Plans for a causeway to link the states, called the Friendship Bridge, became a reality in 2004 after being given the go-ahead in late April. The bridge is expected to enhance trade opportunities between the two states and is part of GCC plans to link road transport, rail transport, electricity networks and gas distribution networks between member states.

The GCC summit in December 2004 however brought new intra-GCC issues to the fore. Saudi Arabia registered discontent with Bahrain's plans to enter into a bilateral Free Trade Agreement (FTA) with the US. They claimed the agreement contravened an economic agreement signed by the GCC Supreme Council in 2001. This states that "no member state may grant a non-member state any preferential treatment exceeding that granted herein to member states, nor conclude any agreement that violates the provisions of this agreement".
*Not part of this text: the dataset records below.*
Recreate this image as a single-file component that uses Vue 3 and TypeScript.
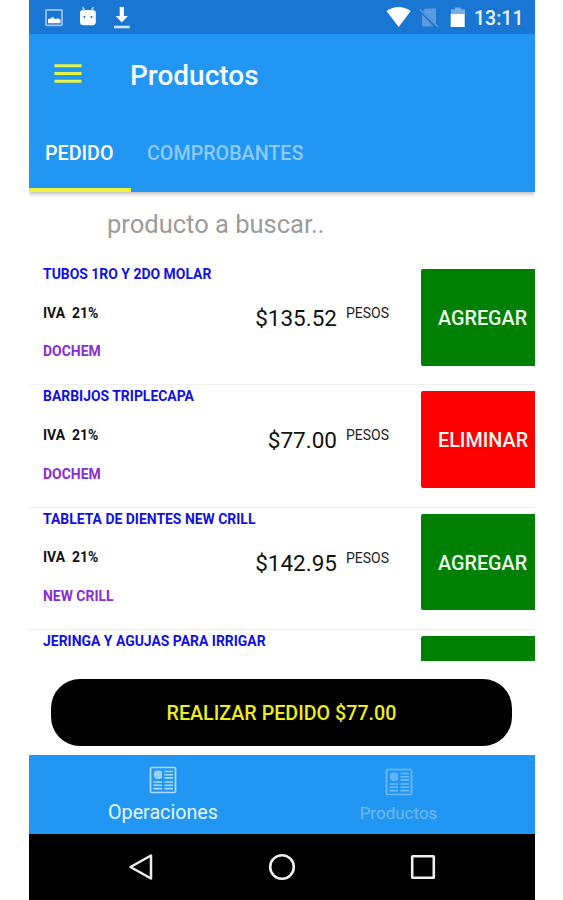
<script setup lang="ts">
interface Product {
  name: string
  brand: string
  price: string
  selected: boolean
}

const products: Product[] = [
  { name: 'TUBOS 1RO Y 2DO MOLAR', brand: 'DOCHEM', price: '$135.52', selected: false },
  { name: 'BARBIJOS TRIPLECAPA', brand: 'DOCHEM', price: '$77.00', selected: true },
  { name: 'TABLETA DE DIENTES NEW CRILL', brand: 'NEW CRILL', price: '$142.95', selected: false },
  { name: 'JERINGA Y AGUJAS PARA IRRIGAR', brand: '', price: '', selected: false },
]
</script>

<template>
  <div class="phone">
    <div class="status">
      <svg class="notifications" width="100" height="34" viewBox="0 0 100 34">
        <rect x="17" y="9.800" width="16" height="15.600" rx="1" fill="none" stroke="#9cc6ef" stroke-width="1.700" />
        <path d="M19 23.200v-4.200l2.500-.5 2-1.500 3 2.200 2.500-1 2.500 1.500v3.500z" fill="#fff" />
        <path d="M51 13q0-3 3-3h9.800q3 0 3 3v8.700q0 3.600-3.600 3.600h-8.600q-3.600 0-3.600-3.600z" fill="#fff" />
        <path d="M55.500 11l-1.800-4M62.500 11l1.800-4" stroke="#b5d6f5" stroke-width="1.800" />
        <circle cx="55.400" cy="17" r="1.100" fill="#1976d2" />
        <circle cx="62.500" cy="17" r="1.100" fill="#1976d2" />
        <path d="M90.700 7h4.200v9h4L92.800 22.500 86.700 16h4z" fill="#fff" />
        <path d="M85 27h15.800" stroke="#cfe5fa" stroke-width="2.600" />
      </svg>
      <svg class="system" width="82" height="34" viewBox="0 0 82 34">
        <path d="M.5 11Q12.500 3.200 24.700 11L12.700 27z" fill="#fff" />
        <path d="M39 8.500h11v15.500L37 11z M36 14.500L47.500 26.500H37.500q-1.500 0-1.500-1.500z" fill="#5c9add" />
        <path d="M34 9.500L52 26.800" stroke="#5c9add" stroke-width="1.600" />
        <path d="M65 14V9.500h3.500l1-2h5l1 2H79V14z" fill="#78aee6" />
        <path d="M64.700 14h14v13h-14z" fill="#fff" />
      </svg>
      <span class="clock">13:11</span>
    </div>

    <header class="header">
      <div class="toolbar">
        <svg class="menu" width="28" height="20" viewBox="0 0 28 20">
          <path d="M.5 1.700h27M.5 9.500h27M.5 17.300h27" stroke="#e6f542" stroke-width="2.900" />
        </svg>
        <h1 class="title">Productos</h1>
      </div>
      <nav class="tabs">
        <span class="tab active">PEDIDO</span>
        <span class="tab">COMPROBANTES</span>
      </nav>
    </header>

    <div class="search"><span>producto a buscar..</span></div>

    <main class="list">
      <article v-for="product in products" :key="product.name" class="row">
        <div class="details">
          <span class="name">{{ product.name }}</span>
          <span v-if="product.price" class="tax">IVA&nbsp; 21%</span>
          <span class="brand">{{ product.brand }}</span>
        </div>
        <span class="price">{{ product.price }}</span>
        <span class="currency">{{ product.price ? 'PESOS' : '' }}</span>
        <div class="action" :class="{ remove: product.selected }">
          <span v-if="product.price">{{ product.selected ? 'ELIMINAR' : 'AGREGAR' }}</span>
        </div>
      </article>
    </main>

    <div class="order"><button class="submit">REALIZAR PEDIDO $77.00</button></div>

    <nav class="bottom">
      <div v-for="(label, i) in ['Operaciones', 'Productos']" :key="label" class="destination" :class="{ current: i === 0 }">
        <svg width="28" height="28" viewBox="0 0 28 28">
          <rect x="1.500" y="1.500" width="25" height="25" rx="1.200" fill="none" stroke="currentColor" stroke-width="1.700" />
          <path d="M5 6q3-2.500 8-.5v6.500l-2 1H7l-2-2.500z" fill="currentColor" opacity=".85" />
          <path d="M15.500 5.500H24M15.500 8.700H24M15.500 11.900H24M4.500 16H13M15.500 16H24M4.500 19.300H13M15.500 19.300H24M4.500 22.600H13M15.500 22.600H24" stroke="currentColor" stroke-width="1.600" />
        </svg>
        <span>{{ label }}</span>
      </div>
    </nav>

    <div class="system-nav">
      <svg width="26" height="28" viewBox="0 0 26 28"><path d="M23 2.500v23L2.500 14z" fill="none" stroke="#eee" stroke-width="2.500" stroke-linejoin="round" /></svg>
      <svg width="28" height="28" viewBox="0 0 28 28"><circle cx="14" cy="14" r="11.800" fill="none" stroke="#eee" stroke-width="2.600" /></svg>
      <svg width="26" height="28" viewBox="0 0 26 28"><rect x="2.200" y="3.200" width="21.600" height="21.600" rx=".6" fill="none" stroke="#eee" stroke-width="2.600" /></svg>
    </div>
  </div>
</template>

<style>
body {
  background: #fff;
}
</style>

<style scoped>
.phone {
  width: 506px;
  height: 900px;
  margin-left: 29px;
  display: flex;
  flex-direction: column;
  overflow: hidden;
  background: #fff;
  font-family: Roboto, sans-serif;
  white-space: nowrap;
}
.status {
  height: 34px;
  flex: none;
  display: flex;
  align-items: center;
  background: #1976d2;
  color: #eaf4fd;
}
.notifications {
  overflow: visible;
}
.system {
  margin-left: 257px;
}
.clock {
  margin: 3px 0 0 6px;
  font-size: 19.5px;
  font-weight: 500;
}
.header {
  height: 158px;
  flex: none;
  background: #2196f3;
  box-shadow: 0 2px 4px rgba(0, 0, 0, 0.28);
  clip-path: inset(0 0 -8px 0);
}
.toolbar {
  height: 81px;
  display: flex;
  align-items: center;
  padding-left: 25px;
}
.menu {
  margin-top: -2px;
}
.title {
  margin: 1px 0 0 48px;
  color: #f4faff;
  font-size: 28px;
  font-weight: 500;
}
.tabs {
  height: 77px;
  display: flex;
}
.tab {
  box-sizing: border-box;
  height: 77px;
  padding: 0 16px;
  line-height: 78px;
  color: #90caf9;
  font-size: 19.7px;
  font-weight: 500;
}
.tab.active {
  width: 102px;
  color: #fff;
  border-bottom: 4px solid #eef53a;
}
.search {
  height: 71px;
  flex: none;
  padding-left: 78px;
  line-height: 65px;
  color: #9b9b9b;
  font-size: 25.5px;
}
.list {
  height: 398px;
  flex: none;
  overflow: hidden;
}
.row {
  height: 122.4px;
  box-sizing: border-box;
  display: flex;
  align-items: flex-start;
  padding: 6px 0 0 14px;
  border-bottom: 1.5px solid #f0f0f0;
}
.details {
  width: 190px;
  display: flex;
  flex-direction: column;
  gap: 22.7px;
  font-size: 13.95px;
  font-weight: 700;
  line-height: 16px;
  margin-top: -3px;
}
.name {
  color: #1010e2;
}
.tax {
  color: #111;
}
.brand {
  color: #8a2bd8;
}
.price {
  width: 104px;
  margin-top: 35px;
  text-align: right;
  color: #111;
  font-size: 22.5px;
  line-height: 28px;
}
.currency {
  width: 75px;
  margin: 36px 0 0 9px;
  color: #222;
  font-size: 14px;
  line-height: 16px;
}
.action {
  width: 114px;
  height: 96.5px;
  box-sizing: border-box;
  padding-left: 17px;
  border-radius: 2px 0 0 2px;
  background: #008000;
  color: #eef8ee;
  font-size: 19.8px;
  font-weight: 500;
  line-height: 99px;
}
.action.remove {
  background: #f00;
}
.order {
  height: 94px;
  flex: none;
  box-sizing: border-box;
  padding: 18px 23px 0 22px;
}
.submit {
  width: 461px;
  height: 67px;
  display: block;
  padding: 2px 0 0;
  border: 0;
  border-radius: 29px;
  background: #000;
  color: #eeee1d;
  font: 500 19.7px Roboto, sans-serif;
}
.bottom {
  height: 79px;
  flex: none;
  display: flex;
  background: #2196f3;
}
.destination {
  box-sizing: border-box;
  width: 203px;
  padding-top: 13px;
  display: flex;
  flex-direction: column;
  align-items: center;
  color: #70bbf7;
  font-size: 17px;
  line-height: 20px;
  gap: 7px;
}
.destination.current {
  width: 268px;
  padding-top: 11px;
  color: #b0dafb;
  font-size: 19.7px;
  gap: 9px;
}
.current span {
  color: #eaf5fe;
}
.system-nav {
  flex: 1;
  display: flex;
  align-items: center;
  justify-content: center;
  gap: 114px;
  background: #000;
}
</style>
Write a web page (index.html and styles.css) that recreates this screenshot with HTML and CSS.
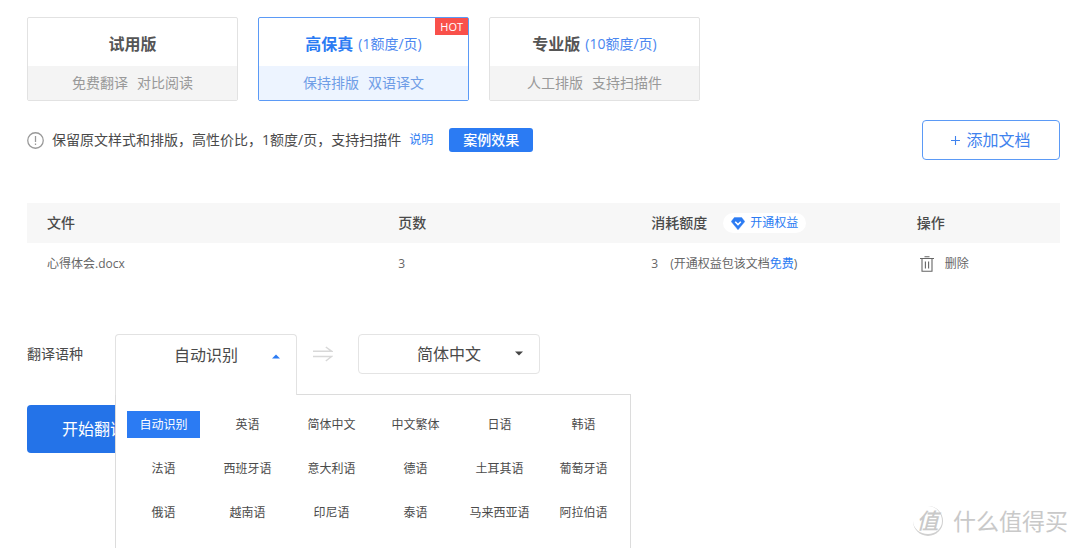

However with Qatar, Kuwait, Oman and the UAE all seeking to negotiate FTAs with the US bilaterally, the issue was set aside and the final communiqué of the summit sought to focus on co-operation, modernisation and combating violent militants.

Yet, whilst disputes will no doubt continue, as they do in any economic union, the rhetoric of the GCC has become increasingly progressive and active in addressing the practicalities of integration - both institutionally and physically. With its central location and massive gas reserves, Qatar has a strong role to play in this - and much to gain.